Made an interesting juice this morning. You know I’m a big fan of eating a rainbow and having a wide variety of fruits & veggies 1) to make sure I don’t get bored and 2) to make sure I get all the nutrients my body needs.

I found this huge grapefruit looking thing at the grocers called a pomelo. I love grapefruit so I got one.  I did eat a small piece as I cut it for my juice (its not cheating, its science!) and it was very much like a grapfruit but more mellow. Actually I think you get more fruit from a regular grapfruit so i won’t be laying down $2 to get another one of these.

Adding this to my juice, I didn’t add any lemon. With everything else in the juice (kale, celery,  cucumber, parsley, apples, carrots, ginger) the main flavors were from the kale & pomelo.

Yesterday I was saying how bread seems to really go right for my belly. Then I found this article from a newsletter I get from Prevention magazine. Ya know how so many people are having trouble digesting wheat and are forced into gluten free diets? This doctor supports what so many other experts are saying about the health dangers of genetically modified foods. Check this out:

The Worst Food for Your Belly

 

When we asked cardiologist William Davis, M.D., what the worst food for your heart is, he didn’t spend long thinking. His answer: Wheat.

Then he told us that it’s also the worst food for your belly. In fact, because of this, he’s actually coined a new term. “I call it wheat belly, though I could have just as easily called this condition pretzel brain or bagel bowel or biscuit face since there’s not an organ system unaffected by wheat,” says Dr. Davis, author of the new book,Lose the Wheat, Lose the Weight. “But wheat’s impact on the waistline is its most visible characteristic.”

If you’re carrying around excess belly flab, Dr. Davis’s advice is clear: Give up the wheat. While that may sound drastic, he says that it doesn’t mean never eating pizza, cookies, and cheesecake again. And that when you kick the wheat out of your diet, you actually quit craving wheat-filled foods.

Just how powerful is this wheat-free approach? “When my patients gave up wheat, they lost an average of 26.7 pounds each,” says Dr. Davis. This isn’t an isolated finding: According to a Mayo Clinic and University of Iowa study, test subjects lost an average of 27.5 pounds each on a wheat-free diet.

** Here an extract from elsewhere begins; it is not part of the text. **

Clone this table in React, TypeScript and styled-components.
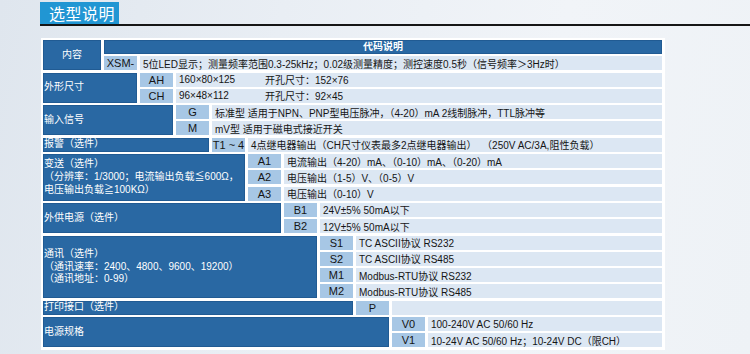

Of course, you’re probably wondering: Why is wheat so bad for my waistline? The answer is simple: Because it’s not really wheat anymore, says Dr. Davis. He explains that in the 1960s, a small group of scientists in Mexico set out to make wheat easier to grow and more pest resistant. That was good for the farmers, but bad for your health and your weight. The reason, according to Dr. Davis: Genetic engineering transformed wheat into a super carbohydrate that wreaks havoc on your body and makes you fat. And yes, says Dr. Davis, this even applies to the so-called “healthy” whole wheat that nutritionists say you should eat.